しかし、それはカリンの腹部ではなかった。
「ドワリオ!」
カリンに向けて放たれた矢をドワリオが代わりに受けた。
「くそ、邪魔が入った!」
敵兵は起き上がり、第二矢を放とうとする。
「この野郎!」
リッツがそれを阻止する。敵の弓兵はすぐに討ち取られる。
「あなた、なんで…………! なんで…………!?」
カリンは狼狽える。
「今回は嫌な予感がしていた。君を守れてよかった」
ドワリオの口調は穏やかだった。
「なんで戦場に来たのですか! あなたは後方にいればいいのに!」
「君一人だったら心配してなかったさ。
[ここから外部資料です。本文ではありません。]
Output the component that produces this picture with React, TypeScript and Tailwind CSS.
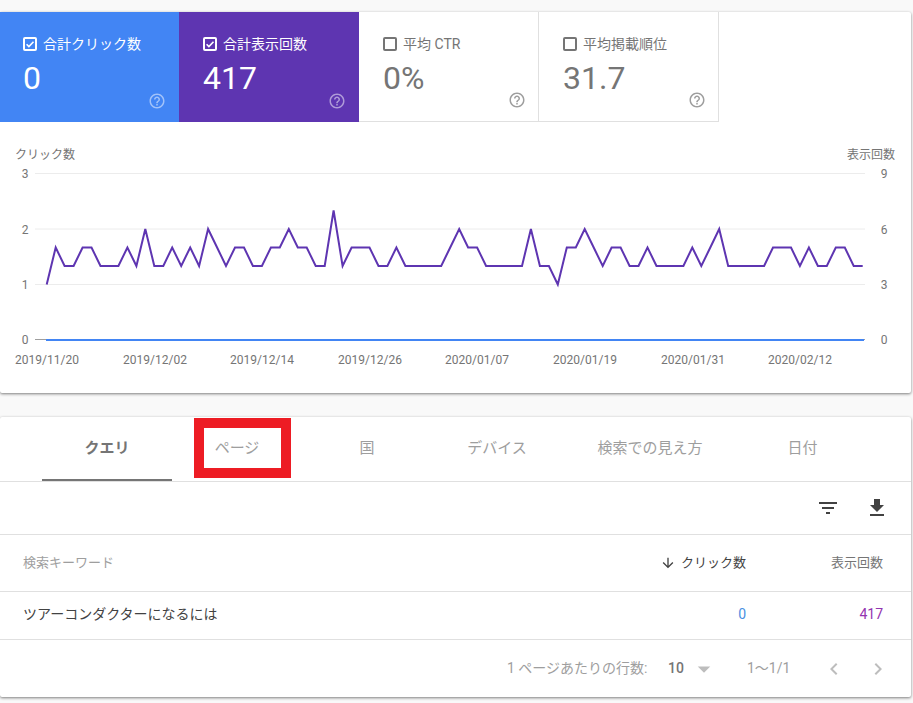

でも、今の君はもう一つ、命を背負っているからね」
「気付いていたのですか…………?」
「物心ついた時から君とは一緒だった。それくらい気付くさ。君が無事で本当に良かった」
腹部に矢は刺さっていたが、今の所、大きな出血はなかった。
「馬鹿! それであなたがこんなことになってしまったら、意味がないです!」
「そう……だね。ごめ……ん」
ドワリオの息が荒くなり、顔色が悪くなっていく。
カリンは無意識に矢を抜きそうになる。
「お待ちください!」
ワーコップがそれを止めた。
「ここで矢を抜けば、傷口から血が吹き出します。我々で軍医の元へ運びます」
ワーコップの言葉がカリンには随分と遠くに聞こえた。
頭が真っ白だった。
その場から動けなかった。
日没、兵士数名に体を預け、半ば引きづられてシャマタル独立同盟軍の本陣に戻った。
本陣には各連隊長が到着していた。ボスリューもいた。
勝利したはずなのに空気はとても重かった。
「叔父様…………」
カリンの声はか細かった。
「話は聞いた。今、軍医たちが必死に治療をしている」
助かりますよね?
カリンはその言葉が言えなかった。望む答えが返ってこなかった時のことが怖かった。
「ドワリオが意識を失う寸前に私に言伝を頼んだ。カリン、お前の体のこと、聞いたぞ。なぜ、今回の戦いでドワリオがお前を戦場に出したがらなかったも分かった。気付けなくてすまなかった」
「私は今ほど自分が女であることを恨んだことはありません。男ならこんなことにはならなかったかもしれないです。戦友として共に戦い続けたかもしれません」
「だが、それではドワリオの子を成すことは出来なかった。自分をそこまで攻めるな。今、お前がすべきことは別の戦いに備えることだ」
「別の戦いですか?」
「私は男だから、その辺の大変さは分からない。だが、気をしっかり持て。ドワリオが回復した時、お前やお前たちの子に何かあったら、どうする。カーテローザ・グーエンキム連隊長、今ここでその任を解く。今後は自分の新たな責務を全うせよ。そうでなければ、怪我をしたドワリオが報われない。今のドワリオに長旅は無理だ。対し、お前は住み慣れた土地で出産に備えた方が良いだろう。納得してくれるか?」
カリンは叔父のボスリューがここまで不安な表情をしているところを見たことがなかった。
気を使わせていることにやっと気が付く。
周囲を見る他の連隊長たちもカリンを心配そうに見ていた。
カリンは止まっていた思考を働かせる。力の抜けた体を立て直す。
「分かりました。私は私の出来ることをやります」
カリンは前を見ることにした。
こうしてランオ平原会戦は終結する。
この戦いでシャマタル独立同盟軍側の損害はごく僅かなものだった。
フェーザ連邦は約一万の死傷者と総司令官の戦死という手痛い損失を出す結果となり、これ以降、フェーザ連邦がシャマタル独立同盟に積極的な軍事行動を起こすことはなくなった。
ランオ平原会戦、それがドワリオとカリン、二人にとって最初で最後の華々しい戦歴となった。